*Goal*. From the first line of the data below through the line holding "</kali-installer>", output each line exactly and leave the pictures out.

*Data block*.
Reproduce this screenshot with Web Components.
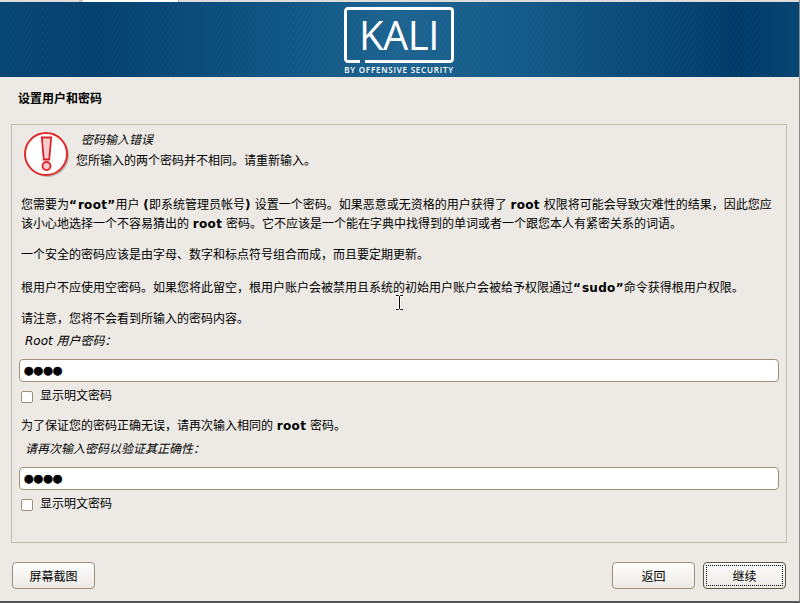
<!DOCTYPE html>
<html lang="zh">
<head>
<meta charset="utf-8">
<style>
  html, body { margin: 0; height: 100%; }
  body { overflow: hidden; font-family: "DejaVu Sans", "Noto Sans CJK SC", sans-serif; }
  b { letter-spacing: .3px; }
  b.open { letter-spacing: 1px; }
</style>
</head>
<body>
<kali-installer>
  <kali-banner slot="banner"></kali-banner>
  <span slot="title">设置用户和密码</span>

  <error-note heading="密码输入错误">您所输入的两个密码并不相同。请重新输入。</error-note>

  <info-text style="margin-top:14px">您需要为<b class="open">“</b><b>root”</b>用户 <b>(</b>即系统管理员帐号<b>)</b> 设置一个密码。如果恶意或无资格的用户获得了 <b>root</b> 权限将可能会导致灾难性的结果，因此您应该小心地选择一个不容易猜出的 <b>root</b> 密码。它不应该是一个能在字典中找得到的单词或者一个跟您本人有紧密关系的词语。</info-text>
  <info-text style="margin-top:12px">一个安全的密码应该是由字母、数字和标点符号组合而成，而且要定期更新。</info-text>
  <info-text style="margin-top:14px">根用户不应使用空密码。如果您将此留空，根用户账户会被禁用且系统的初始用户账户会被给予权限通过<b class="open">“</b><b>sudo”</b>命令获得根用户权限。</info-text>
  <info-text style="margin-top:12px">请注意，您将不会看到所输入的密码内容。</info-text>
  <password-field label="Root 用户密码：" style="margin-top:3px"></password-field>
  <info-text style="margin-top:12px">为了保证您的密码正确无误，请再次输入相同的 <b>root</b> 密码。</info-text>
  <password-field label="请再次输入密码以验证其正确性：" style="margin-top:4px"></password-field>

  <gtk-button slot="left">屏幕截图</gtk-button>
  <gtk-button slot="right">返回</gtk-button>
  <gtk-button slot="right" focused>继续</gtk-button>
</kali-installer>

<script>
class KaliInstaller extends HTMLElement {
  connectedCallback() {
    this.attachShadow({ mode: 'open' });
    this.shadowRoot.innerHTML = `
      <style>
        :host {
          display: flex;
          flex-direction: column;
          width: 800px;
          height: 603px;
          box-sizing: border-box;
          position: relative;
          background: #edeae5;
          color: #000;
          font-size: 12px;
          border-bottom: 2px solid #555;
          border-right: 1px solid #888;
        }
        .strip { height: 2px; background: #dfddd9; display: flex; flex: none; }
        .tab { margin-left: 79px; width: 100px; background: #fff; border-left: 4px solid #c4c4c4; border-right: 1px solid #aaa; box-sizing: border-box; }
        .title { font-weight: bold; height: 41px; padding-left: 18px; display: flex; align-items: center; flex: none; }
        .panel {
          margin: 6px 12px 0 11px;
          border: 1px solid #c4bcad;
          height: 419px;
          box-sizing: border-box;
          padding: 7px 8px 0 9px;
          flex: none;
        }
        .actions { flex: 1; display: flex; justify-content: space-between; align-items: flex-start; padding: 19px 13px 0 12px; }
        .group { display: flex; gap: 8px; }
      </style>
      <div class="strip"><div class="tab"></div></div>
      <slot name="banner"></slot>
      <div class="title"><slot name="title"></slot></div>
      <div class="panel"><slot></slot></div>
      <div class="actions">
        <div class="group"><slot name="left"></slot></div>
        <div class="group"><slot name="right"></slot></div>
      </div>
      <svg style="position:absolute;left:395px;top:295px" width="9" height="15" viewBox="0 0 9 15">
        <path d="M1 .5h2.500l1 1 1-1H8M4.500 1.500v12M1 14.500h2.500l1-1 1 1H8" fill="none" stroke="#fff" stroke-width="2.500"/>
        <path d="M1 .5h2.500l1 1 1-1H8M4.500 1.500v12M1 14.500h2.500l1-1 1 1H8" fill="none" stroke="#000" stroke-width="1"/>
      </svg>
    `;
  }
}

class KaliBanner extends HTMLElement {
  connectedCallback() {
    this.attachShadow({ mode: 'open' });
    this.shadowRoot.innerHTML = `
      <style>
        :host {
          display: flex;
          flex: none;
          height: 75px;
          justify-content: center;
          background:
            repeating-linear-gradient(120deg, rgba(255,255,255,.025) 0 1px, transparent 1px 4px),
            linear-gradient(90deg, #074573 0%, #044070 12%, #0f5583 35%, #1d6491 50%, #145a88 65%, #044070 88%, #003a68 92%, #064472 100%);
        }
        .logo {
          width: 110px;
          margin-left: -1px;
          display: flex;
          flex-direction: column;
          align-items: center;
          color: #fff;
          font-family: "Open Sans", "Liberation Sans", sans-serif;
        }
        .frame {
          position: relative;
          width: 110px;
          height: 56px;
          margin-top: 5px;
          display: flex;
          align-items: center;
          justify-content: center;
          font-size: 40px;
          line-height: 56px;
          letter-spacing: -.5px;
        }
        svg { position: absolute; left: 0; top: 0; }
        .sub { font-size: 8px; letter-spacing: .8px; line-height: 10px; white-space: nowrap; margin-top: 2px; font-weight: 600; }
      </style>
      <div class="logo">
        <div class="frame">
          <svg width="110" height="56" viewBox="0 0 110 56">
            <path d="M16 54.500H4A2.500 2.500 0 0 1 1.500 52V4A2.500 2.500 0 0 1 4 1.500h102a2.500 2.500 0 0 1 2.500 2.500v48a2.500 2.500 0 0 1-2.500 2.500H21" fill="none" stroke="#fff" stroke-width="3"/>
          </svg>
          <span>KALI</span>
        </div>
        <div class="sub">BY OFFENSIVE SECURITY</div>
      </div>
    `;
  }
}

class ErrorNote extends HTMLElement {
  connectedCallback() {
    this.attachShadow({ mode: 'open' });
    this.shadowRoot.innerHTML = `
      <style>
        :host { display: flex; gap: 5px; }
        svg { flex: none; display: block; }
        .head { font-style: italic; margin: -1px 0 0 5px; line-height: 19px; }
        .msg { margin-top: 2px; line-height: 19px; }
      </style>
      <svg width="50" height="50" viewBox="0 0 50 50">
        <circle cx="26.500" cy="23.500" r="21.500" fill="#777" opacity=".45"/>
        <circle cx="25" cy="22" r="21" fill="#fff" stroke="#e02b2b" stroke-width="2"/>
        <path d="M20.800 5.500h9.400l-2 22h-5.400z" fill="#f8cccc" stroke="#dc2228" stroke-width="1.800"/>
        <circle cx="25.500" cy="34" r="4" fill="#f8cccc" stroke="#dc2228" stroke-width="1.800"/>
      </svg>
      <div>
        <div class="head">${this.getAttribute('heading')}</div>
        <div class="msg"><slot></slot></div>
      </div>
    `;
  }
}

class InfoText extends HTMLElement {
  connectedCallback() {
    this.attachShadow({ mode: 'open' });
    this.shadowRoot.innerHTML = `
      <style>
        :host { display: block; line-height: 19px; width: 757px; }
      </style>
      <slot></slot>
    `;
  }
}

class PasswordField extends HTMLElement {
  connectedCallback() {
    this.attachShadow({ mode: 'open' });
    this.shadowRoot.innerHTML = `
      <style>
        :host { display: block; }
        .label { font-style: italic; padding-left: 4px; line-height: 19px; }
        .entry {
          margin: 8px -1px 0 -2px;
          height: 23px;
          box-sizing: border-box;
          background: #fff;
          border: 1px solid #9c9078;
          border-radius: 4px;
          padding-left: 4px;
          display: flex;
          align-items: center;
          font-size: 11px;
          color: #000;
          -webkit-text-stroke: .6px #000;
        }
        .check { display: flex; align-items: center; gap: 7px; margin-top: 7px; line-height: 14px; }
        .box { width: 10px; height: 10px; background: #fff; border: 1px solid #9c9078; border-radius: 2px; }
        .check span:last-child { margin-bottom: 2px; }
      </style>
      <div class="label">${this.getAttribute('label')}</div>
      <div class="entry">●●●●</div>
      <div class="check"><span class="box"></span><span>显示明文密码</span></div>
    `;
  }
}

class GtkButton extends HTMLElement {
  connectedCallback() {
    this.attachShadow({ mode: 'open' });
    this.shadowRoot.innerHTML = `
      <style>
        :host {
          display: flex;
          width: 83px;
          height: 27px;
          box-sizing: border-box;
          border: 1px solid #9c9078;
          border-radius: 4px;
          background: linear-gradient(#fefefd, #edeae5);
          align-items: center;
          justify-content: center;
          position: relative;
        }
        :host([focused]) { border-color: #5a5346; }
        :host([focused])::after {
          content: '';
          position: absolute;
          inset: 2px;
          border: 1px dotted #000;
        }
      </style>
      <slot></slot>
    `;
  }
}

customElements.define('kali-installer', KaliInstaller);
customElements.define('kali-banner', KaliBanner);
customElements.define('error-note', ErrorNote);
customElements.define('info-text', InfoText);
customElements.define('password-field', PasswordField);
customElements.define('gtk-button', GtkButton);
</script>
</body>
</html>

*Response*.
Reproduce this screenshot with Web Components.
<!DOCTYPE html>
<html lang="zh">
<head>
<meta charset="utf-8">
<style>
  html, body { margin: 0; height: 100%; }
  body { overflow: hidden; font-family: "DejaVu Sans", "Noto Sans CJK SC", sans-serif; }
  b { letter-spacing: .3px; }
  b.open { letter-spacing: 1px; }
</style>
</head>
<body>
<kali-installer>
  <kali-banner slot="banner"></kali-banner>
  <span slot="title">设置用户和密码</span>

  <error-note heading="密码输入错误">您所输入的两个密码并不相同。请重新输入。</error-note>

  <info-text style="margin-top:14px">您需要为<b class="open">“</b><b>root”</b>用户 <b>(</b>即系统管理员帐号<b>)</b> 设置一个密码。如果恶意或无资格的用户获得了 <b>root</b> 权限将可能会导致灾难性的结果，因此您应该小心地选择一个不容易猜出的 <b>root</b> 密码。它不应该是一个能在字典中找得到的单词或者一个跟您本人有紧密关系的词语。</info-text>
  <info-text style="margin-top:12px">一个安全的密码应该是由字母、数字和标点符号组合而成，而且要定期更新。</info-text>
  <info-text style="margin-top:14px">根用户不应使用空密码。如果您将此留空，根用户账户会被禁用且系统的初始用户账户会被给予权限通过<b class="open">“</b><b>sudo”</b>命令获得根用户权限。</info-text>
  <info-text style="margin-top:12px">请注意，您将不会看到所输入的密码内容。</info-text>
  <password-field label="Root 用户密码：" style="margin-top:3px"></password-field>
  <info-text style="margin-top:12px">为了保证您的密码正确无误，请再次输入相同的 <b>root</b> 密码。</info-text>
  <password-field label="请再次输入密码以验证其正确性：" style="margin-top:4px"></password-field>

  <gtk-button slot="left">屏幕截图</gtk-button>
  <gtk-button slot="right">返回</gtk-button>
  <gtk-button slot="right" focused>继续</gtk-button>
</kali-installer>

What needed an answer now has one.